Material -

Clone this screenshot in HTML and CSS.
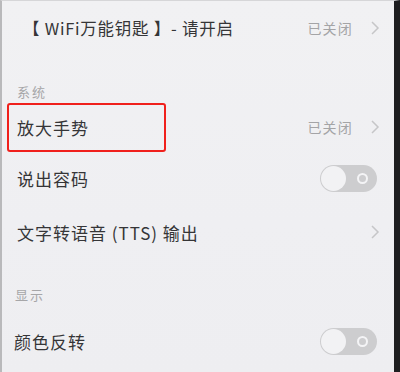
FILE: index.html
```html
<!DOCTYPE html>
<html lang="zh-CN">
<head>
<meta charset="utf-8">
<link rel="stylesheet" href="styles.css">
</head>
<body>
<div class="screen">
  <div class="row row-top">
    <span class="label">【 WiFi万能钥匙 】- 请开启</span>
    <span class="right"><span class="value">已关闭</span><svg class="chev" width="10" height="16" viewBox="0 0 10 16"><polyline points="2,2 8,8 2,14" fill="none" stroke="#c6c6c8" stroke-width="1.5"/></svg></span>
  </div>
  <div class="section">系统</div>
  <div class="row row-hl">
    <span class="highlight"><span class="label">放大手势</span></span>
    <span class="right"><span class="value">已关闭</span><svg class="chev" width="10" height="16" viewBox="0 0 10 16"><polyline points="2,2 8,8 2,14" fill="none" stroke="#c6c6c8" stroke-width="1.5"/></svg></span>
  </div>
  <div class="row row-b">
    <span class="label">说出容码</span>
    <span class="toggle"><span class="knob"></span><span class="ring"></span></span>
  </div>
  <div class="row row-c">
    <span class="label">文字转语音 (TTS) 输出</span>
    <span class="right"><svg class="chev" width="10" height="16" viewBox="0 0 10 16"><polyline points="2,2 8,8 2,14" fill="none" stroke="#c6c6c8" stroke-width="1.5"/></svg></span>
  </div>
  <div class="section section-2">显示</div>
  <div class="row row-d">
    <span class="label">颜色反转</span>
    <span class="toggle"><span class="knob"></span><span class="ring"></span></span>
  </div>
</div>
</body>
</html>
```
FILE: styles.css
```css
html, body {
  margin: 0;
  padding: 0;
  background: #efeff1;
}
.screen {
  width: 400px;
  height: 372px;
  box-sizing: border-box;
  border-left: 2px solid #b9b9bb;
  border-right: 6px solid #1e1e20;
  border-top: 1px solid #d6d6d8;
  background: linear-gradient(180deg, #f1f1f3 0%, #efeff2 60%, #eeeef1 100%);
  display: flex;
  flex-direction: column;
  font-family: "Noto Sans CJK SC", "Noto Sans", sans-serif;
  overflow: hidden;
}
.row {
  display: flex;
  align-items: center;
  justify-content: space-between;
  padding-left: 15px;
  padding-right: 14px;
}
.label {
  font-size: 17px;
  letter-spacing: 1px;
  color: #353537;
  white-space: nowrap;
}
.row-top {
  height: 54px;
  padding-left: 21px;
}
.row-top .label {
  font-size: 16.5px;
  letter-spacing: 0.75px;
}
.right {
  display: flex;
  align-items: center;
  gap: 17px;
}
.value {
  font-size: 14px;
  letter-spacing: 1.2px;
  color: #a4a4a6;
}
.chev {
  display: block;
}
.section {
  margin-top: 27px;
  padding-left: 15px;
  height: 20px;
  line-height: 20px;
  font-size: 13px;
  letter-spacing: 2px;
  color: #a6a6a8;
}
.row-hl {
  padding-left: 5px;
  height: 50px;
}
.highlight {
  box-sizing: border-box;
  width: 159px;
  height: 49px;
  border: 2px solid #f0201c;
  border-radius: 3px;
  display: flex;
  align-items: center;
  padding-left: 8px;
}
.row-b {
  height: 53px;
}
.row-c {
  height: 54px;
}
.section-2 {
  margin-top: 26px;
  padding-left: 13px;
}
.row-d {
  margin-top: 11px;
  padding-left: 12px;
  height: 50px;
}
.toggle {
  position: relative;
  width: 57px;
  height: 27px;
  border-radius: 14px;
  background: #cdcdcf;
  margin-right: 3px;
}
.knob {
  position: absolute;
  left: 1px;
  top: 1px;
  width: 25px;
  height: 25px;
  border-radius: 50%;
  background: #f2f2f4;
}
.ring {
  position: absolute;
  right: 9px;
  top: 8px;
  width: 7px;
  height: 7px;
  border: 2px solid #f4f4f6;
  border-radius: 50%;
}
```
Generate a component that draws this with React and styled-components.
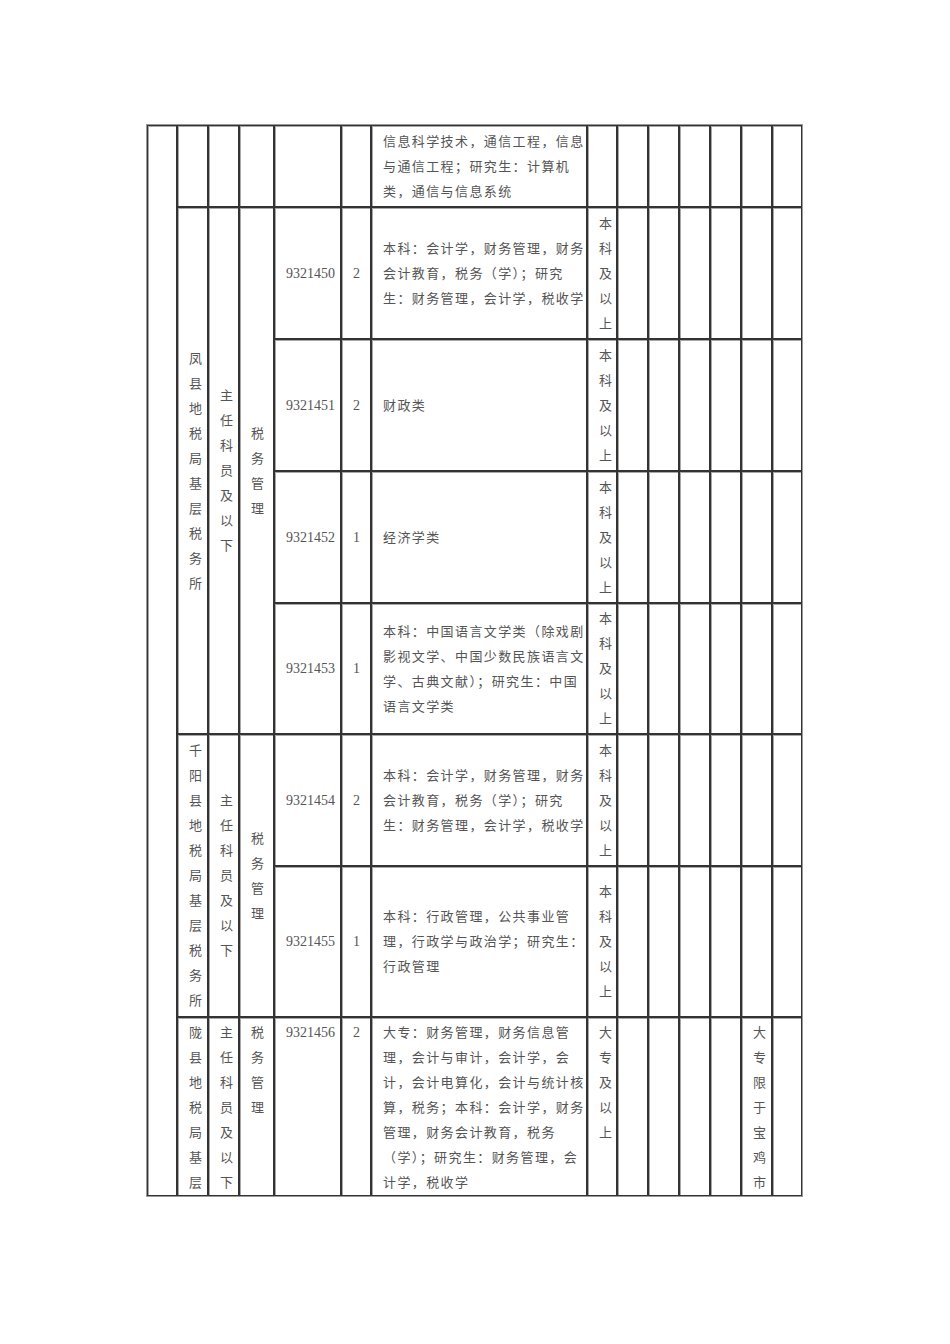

Short task - Transcribe the listing in full and omit the pictures.

The completed task -
Clone this screenshot in HTML and CSS.
FILE: index.html
```html
<!DOCTYPE html>
<html lang="zh-CN">
<head>
<meta charset="utf-8">
<link rel="stylesheet" href="styles.css">
</head>
<body>
<div class="screen">
  <div class="row row-top">
    <span class="label">【 WiFi万能钥匙 】- 请开启</span>
    <span class="right"><span class="value">已关闭</span><svg class="chev" width="10" height="16" viewBox="0 0 10 16"><polyline points="2,2 8,8 2,14" fill="none" stroke="#c6c6c8" stroke-width="1.5"/></svg></span>
  </div>
  <div class="section">系统</div>
  <div class="row row-hl">
    <span class="highlight"><span class="label">放大手势</span></span>
    <span class="right"><span class="value">已关闭</span><svg class="chev" width="10" height="16" viewBox="0 0 10 16"><polyline points="2,2 8,8 2,14" fill="none" stroke="#c6c6c8" stroke-width="1.5"/></svg></span>
  </div>
  <div class="row row-b">
    <span class="label">说出容码</span>
    <span class="toggle"><span class="knob"></span><span class="ring"></span></span>
  </div>
  <div class="row row-c">
    <span class="label">文字转语音 (TTS) 输出</span>
    <span class="right"><svg class="chev" width="10" height="16" viewBox="0 0 10 16"><polyline points="2,2 8,8 2,14" fill="none" stroke="#c6c6c8" stroke-width="1.5"/></svg></span>
  </div>
  <div class="section section-2">显示</div>
  <div class="row row-d">
    <span class="label">颜色反转</span>
    <span class="toggle"><span class="knob"></span><span class="ring"></span></span>
  </div>
</div>
</body>
</html>
```
FILE: styles.css
```css
html, body {
  margin: 0;
  padding: 0;
  background: #efeff1;
}
.screen {
  width: 400px;
  height: 372px;
  box-sizing: border-box;
  border-left: 2px solid #b9b9bb;
  border-right: 6px solid #1e1e20;
  border-top: 1px solid #d6d6d8;
  background: linear-gradient(180deg, #f1f1f3 0%, #efeff2 60%, #eeeef1 100%);
  display: flex;
  flex-direction: column;
  font-family: "Noto Sans CJK SC", "Noto Sans", sans-serif;
  overflow: hidden;
}
.row {
  display: flex;
  align-items: center;
  justify-content: space-between;
  padding-left: 15px;
  padding-right: 14px;
}
.label {
  font-size: 17px;
  letter-spacing: 1px;
  color: #353537;
  white-space: nowrap;
}
.row-top {
  height: 54px;
  padding-left: 21px;
}
.row-top .label {
  font-size: 16.5px;
  letter-spacing: 0.75px;
}
.right {
  display: flex;
  align-items: center;
  gap: 17px;
}
.value {
  font-size: 14px;
  letter-spacing: 1.2px;
  color: #a4a4a6;
}
.chev {
  display: block;
}
.section {
  margin-top: 27px;
  padding-left: 15px;
  height: 20px;
  line-height: 20px;
  font-size: 13px;
  letter-spacing: 2px;
  color: #a6a6a8;
}
.row-hl {
  padding-left: 5px;
  height: 50px;
}
.highlight {
  box-sizing: border-box;
  width: 159px;
  height: 49px;
  border: 2px solid #f0201c;
  border-radius: 3px;
  display: flex;
  align-items: center;
  padding-left: 8px;
}
.row-b {
  height: 53px;
}
.row-c {
  height: 54px;
}
.section-2 {
  margin-top: 26px;
  padding-left: 13px;
}
.row-d {
  margin-top: 11px;
  padding-left: 12px;
  height: 50px;
}
.toggle {
  position: relative;
  width: 57px;
  height: 27px;
  border-radius: 14px;
  background: #cdcdcf;
  margin-right: 3px;
}
.knob {
  position: absolute;
  left: 1px;
  top: 1px;
  width: 25px;
  height: 25px;
  border-radius: 50%;
  background: #f2f2f4;
}
.ring {
  position: absolute;
  right: 9px;
  top: 8px;
  width: 7px;
  height: 7px;
  border: 2px solid #f4f4f6;
  border-radius: 50%;
}
```
Generate a component that draws this with React and styled-components.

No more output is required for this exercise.